■ Task requirements
Copy out each line of the data that holds the word "styles".

>> BEGIN Available data

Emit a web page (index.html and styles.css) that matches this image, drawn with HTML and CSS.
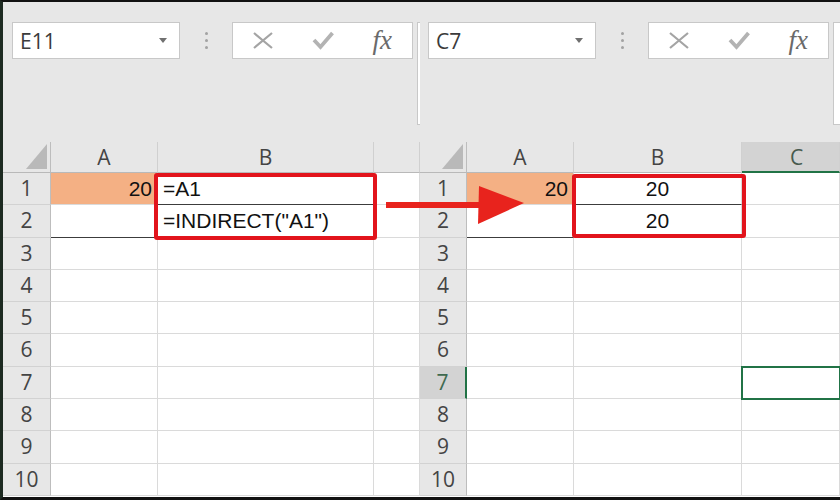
FILE: index.html
```html
<!DOCTYPE html>
<html lang="en">
<head>
    <meta charset="UTF-8">
    <title>INDIRECT</title>
    <link rel="stylesheet" href="styles.css">
</head>
<body>
    <div class="shot">
        <!-- Left window: formulas -->
        <section class="pane left">
            <div class="fbar">
                <div class="namebox"><span>E11</span><i class="drop"></i></div>
                <div class="grip"><i></i><i></i><i></i></div>
                <div class="fxbox">
                    <span class="btn"><svg width="20" height="17" viewBox="0 0 20 17"><path d="M1 1 L19 16 M19 1 L1 16" stroke="#a4a4a4" stroke-width="2.2" fill="none"/></svg></span>
                    <span class="btn"><svg width="22" height="19" viewBox="0 0 22 19"><path d="M2 9 L8.5 16 L20.5 2" stroke="#b3b3b3" stroke-width="3.8" fill="none"/></svg></span>
                    <span class="btn fx">fx</span>
                </div>
                <div class="input"></div>
            </div>
            <div class="sheet">
                <div class="corner"><i></i></div><div class="ch">A</div><div class="ch">B</div><div class="ch"></div>
                <div class="rh">1</div><div class="c fill num">20</div><div class="c dk host">=A1<span class="mark"></span></div><div class="c"></div>
                <div class="rh">2</div><div class="c dk"></div><div class="c">=INDIRECT("A1")</div><div class="c"></div>
                <div class="rh">3</div><div class="c"></div><div class="c"></div><div class="c"></div>
                <div class="rh">4</div><div class="c"></div><div class="c"></div><div class="c"></div>
                <div class="rh">5</div><div class="c"></div><div class="c"></div><div class="c"></div>
                <div class="rh">6</div><div class="c"></div><div class="c"></div><div class="c"></div>
                <div class="rh">7</div><div class="c"></div><div class="c"></div><div class="c"></div>
                <div class="rh">8</div><div class="c"></div><div class="c"></div><div class="c"></div>
                <div class="rh">9</div><div class="c"></div><div class="c"></div><div class="c"></div>
                <div class="rh">10</div><div class="c"></div><div class="c"></div><div class="c"></div>
            </div>
        </section>

        <!-- Right window: results -->
        <section class="pane right">
            <div class="fbar">
                <div class="namebox"><span>C7</span><i class="drop"></i></div>
                <div class="grip"><i></i><i></i><i></i></div>
                <div class="fxbox">
                    <span class="btn"><svg width="20" height="17" viewBox="0 0 20 17"><path d="M1 1 L19 16 M19 1 L1 16" stroke="#a4a4a4" stroke-width="2.2" fill="none"/></svg></span>
                    <span class="btn"><svg width="22" height="19" viewBox="0 0 22 19"><path d="M2 9 L8.5 16 L20.5 2" stroke="#b3b3b3" stroke-width="3.8" fill="none"/></svg></span>
                    <span class="btn fx">fx</span>
                </div>
                <div class="input"></div>
            </div>
            <div class="sheet">
                <div class="corner"><i></i></div><div class="ch">A</div><div class="ch">B</div><div class="ch on">C</div>
                <div class="rh">1</div><div class="c fill num">20</div><div class="c dk ctr host">20<span class="mark"></span></div><div class="c"></div>
                <div class="rh">2</div><div class="c dk"></div><div class="c ctr">20</div><div class="c"></div>
                <div class="rh">3</div><div class="c"></div><div class="c"></div><div class="c"></div>
                <div class="rh">4</div><div class="c"></div><div class="c"></div><div class="c"></div>
                <div class="rh">5</div><div class="c"></div><div class="c"></div><div class="c"></div>
                <div class="rh">6</div><div class="c"></div><div class="c"></div><div class="c"></div>
                <div class="rh on">7</div><div class="c"></div><div class="c"></div><div class="c sel"></div>
                <div class="rh">8</div><div class="c"></div><div class="c"></div><div class="c"></div>
                <div class="rh">9</div><div class="c"></div><div class="c"></div><div class="c"></div>
                <div class="rh">10</div><div class="c"></div><div class="c"></div><div class="c"></div>
            </div>
        </section>

        <!-- Red arrow between the two windows -->
        <svg class="arrow" width="840" height="500" viewBox="0 0 840 500">
            <rect x="386" y="202" width="96" height="6" fill="#e8231d"/>
            <polygon points="479,186 524,203 478,224" fill="#e8231d"/>
        </svg>
    </div>
</body>
</html>
```

FILE: styles.css
```css
/* Page */
* {
    box-sizing: border-box;
}

body {
    margin: 0;
    font-family: "Liberation Sans", Arial, sans-serif;
    background: #fff;
}

/* Screenshot frame with dark edges */
.shot {
    position: relative;
    width: 840px;
    height: 500px;
    display: flex;
    overflow: hidden;
    border-top: 2px solid #121212;
    border-bottom: 3px solid #121212;
    border-left: 3px solid #1d2a21;
}

.pane {
    display: flex;
    flex-direction: column;
    background: #e7e7e7;
}

.left {
    width: 417px;
}

.right {
    width: 420px;
}

/* Formula bar */
.fbar {
    height: 140px;
    display: flex;
    align-items: flex-start;
    padding-top: 20px;
}

.left .fbar {
    padding-left: 9px;
}

.right .fbar {
    padding-left: 8px;
}

.namebox {
    width: 168px;
    height: 37px;
    display: flex;
    align-items: center;
    justify-content: space-between;
    padding: 0 12px 0 7px;
    background: #fff;
    border: 1px solid #c8c8c8;
    font-family: "Open Sans", sans-serif;
    font-size: 21px;
    color: #3b3b3b;
}

.drop {
    width: 0;
    height: 0;
    border-left: 4px solid transparent;
    border-right: 4px solid transparent;
    border-top: 5px solid #707070;
}

.grip {
    width: 52px;
    height: 37px;
    display: flex;
    flex-direction: column;
    align-items: center;
    justify-content: center;
    gap: 4px;
}

.grip i {
    width: 3px;
    height: 3px;
    border-radius: 50%;
    background: #a2a2a2;
}

.fxbox {
    width: 181px;
    height: 37px;
    display: flex;
    background: #fff;
    border: 1px solid #c8c8c8;
}

.btn {
    width: 60px;
    display: flex;
    align-items: center;
    justify-content: center;
}

.fx {
    font-family: "Liberation Serif", serif;
    font-style: italic;
    font-size: 27px;
    color: #6a6a6a;
}

.input {
    flex: 1;
    height: 103px;
    margin-left: 4px;
    background: #fff;
    border: 1px solid #c8c8c8;
    border-right: 0;
}

/* Worksheet grid */
.sheet {
    flex: 1;
    display: grid;
    grid-template-rows: 31px repeat(10, 32.3px);
    background: #fff;
    font-size: 21px;
}

.left .sheet {
    grid-template-columns: 48px 107px 216px 1fr;
}

.right .sheet {
    grid-template-columns: 47px 107px 168px 1fr;
}

.corner {
    display: flex;
    justify-content: flex-end;
    align-items: flex-end;
    padding: 0 3px 3px 0;
    background: #e7e7e7;
    border-right: 1px solid #bdbdbd;
    border-bottom: 1px solid #b9b9b9;
}

.corner i {
    width: 0;
    height: 0;
    border-left: 21px solid transparent;
    border-bottom: 25px solid #b9b9b9;
}

.ch,
.rh {
    background: #e7e7e7;
    font-family: "Open Sans", sans-serif;
    color: #444;
    text-align: center;
    line-height: 30px;
}

.ch {
    border-right: 1px solid #d0d0d0;
    border-bottom: 1px solid #b9b9b9;
}

.rh {
    border-right: 1px solid #bdbdbd;
    border-bottom: 1px solid #d2d2d2;
    line-height: 31px;
}

/* Selected header (C / 7) */
.ch.on {
    background: #d3d3d3;
    border-bottom: 2px solid #217346;
    padding-left: 12px;
    color: #475a4e;
}

.rh.on {
    background: #d3d3d3;
    border-right: 2px solid #217346;
    color: #3f6a50;
}

.c {
    padding: 0 5px;
    border-right: 1px solid #dadada;
    border-bottom: 1px solid #dadada;
    line-height: 31px;
    white-space: nowrap;
    color: #111;
}

.fill {
    background: #f4b084;
}

.num {
    text-align: right;
}

.ctr {
    text-align: center;
}

.dk {
    border-bottom-color: #3c3c3c;
}

.sel {
    outline: 2px solid #217346;
    outline-offset: -1px;
    z-index: 1;
}

/* Red highlight box over B1:B2 */
.host {
    position: relative;
}

.mark {
    position: absolute;
    top: 0;
    left: -4px;
    right: -4px;
    height: 67px;
    border: 4px solid #e2141c;
    border-radius: 3px;
    z-index: 2;
}

.right .mark {
    top: 1px;
    left: -2px;
    right: -5px;
    height: 64px;
}

/* Arrow overlay */
.arrow {
    position: absolute;
    left: -3px;
    top: -2px;
    pointer-events: none;
}
```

>> END Available data

■ Complete response
Emit a web page (index.html and styles.css) that matches this image, drawn with HTML and CSS.
    <link rel="stylesheet" href="styles.css">
FILE: styles.css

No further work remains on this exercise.